There's no closed-form solution, I believe, but a very good simple approximation. Note that the solutions lie close to multiples of $\pi$. We can approximate the solution near $n \pi$ with first-order Taylor approximations $$\begin{align*} -\sin x &\approx (-1)^{n+1}(x-n \pi) \\ e^{-x} &\approx -e^{-n\pi} (x - n \pi) + e^{-n\pi} \end{align*} $$ which give solutions $$x \approx n \pi + \frac{(-1)^{n+1}}{e^{n \pi} + 1}.$$ This method is basically single-iteration Newton–Raphsom with an initial guess of $x = n\pi$.

The approximations are very accurate and get exponentially more so with increasing $n$: the $n = 1$ and $n = 2$ approximations agree with the true solution to four decimal places, the $n = 3$ approximation to twelve. Accuracy could be improved further with some perturbative method that takes higher-order terms in the Taylor series into account, but there's probably no need.

Answer 3

Instead of Taylor, we could use the simplest $[1,1]$ Padé approximant of function $$f(x)=e^{-x}+\sin(x)$$ around $n \pi$.

This will give $$x_1=\pi+\frac{2 \left(1+e^{\pi }\right)}{1+4 e^{\pi }+2 e^{2 \pi }}\approx 3.183052$$ $$x_2=2\pi+\frac{2(1- e^{2 \pi })}{1-4 e^{2 \pi }+2 e^{4 \pi }}\approx 6.281314$$ $$x_3=3\pi+\frac{2 \left(1+e^{3 \pi }\right)}{1+4 e^{3 \pi }+2 e^{6 \pi }}\approx 9.424859$$ $$x_4=4\pi+\frac{2(1- e^{4 \pi })}{1-4 e^{4 \pi }+2 e^{8 \pi }}$$ $$x_5=5\pi+\frac{2 \left(1+e^{5 \pi }\right)}{1+4 e^{5 \pi }+2 e^{10 \pi }}$$ while the exact solutions for $x_1,x_2,x_3$ would be respectively $3.183063$, $6.281315$ and $9.424859$.

Now, there are nice patterns to exploit. As an approximation, $$\color{blue}{x_n=n \pi +\frac{2(1-(-1)^n e^{\pi n} )}{1-4(-1)^n e^{\pi n} +2 e^{2 \pi n}}}$$

Edit

If we just focus on the first solution, we could use the $[1,n]$ Padé approximant to still obtain explicit formulae with no radical. This is almost equivalent to use Newton type methods of higher orders.
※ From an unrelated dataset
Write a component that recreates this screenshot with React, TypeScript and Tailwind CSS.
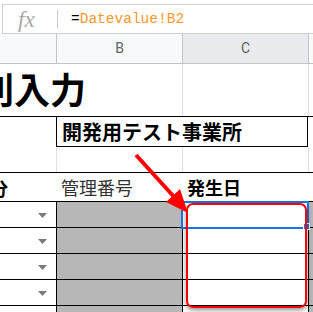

For example $n=2$ would give $$x=\pi+\frac{3+12 e^{\pi }+6 e^{2 \pi }}{1+11 e^{\pi }+18 e^{2 \pi }+6 e^{3 \pi }}$$

As a function of $n$, the decimal representation of the first root is $$\left( \begin{array}{cc} n & x_{(n)} \\ 0 & \color{red}{3.1830}164857561560653 \\ 1 & \color{red}{3.1830}520565530713217 \\ 2 & \color{red}{3.18306}29833004084833 \\ 3 & \color{red}{3.18306301}00338332755 \\ 4 & \color{red}{3.1830630119}234281754 \\ 5 & \color{red}{3.183063011933}0809849 \\ 6 & \color{red}{3.18306301193336}10391 \\ \cdots & \cdots \\ \infty & \color{red}{3.1830630119333635919} \end{array} \right)$$

Answer 4

I think the the nearest thing to a closed form solution is given by the Lagrange inversion formula near $x = 3$. If $$f(x) = e^{-x}+\sin(x) = y$$ then: $$x = f^{-1}(y) = 3 + \sum_{n=1}^\infty\frac{1}{n!}\lim_{t\to 3}\frac{d^{n-1}}{dt^{n-1}}\left(\frac{t - 3}{f(t) - f(3)}\right)^n(y - f(3))^n.$$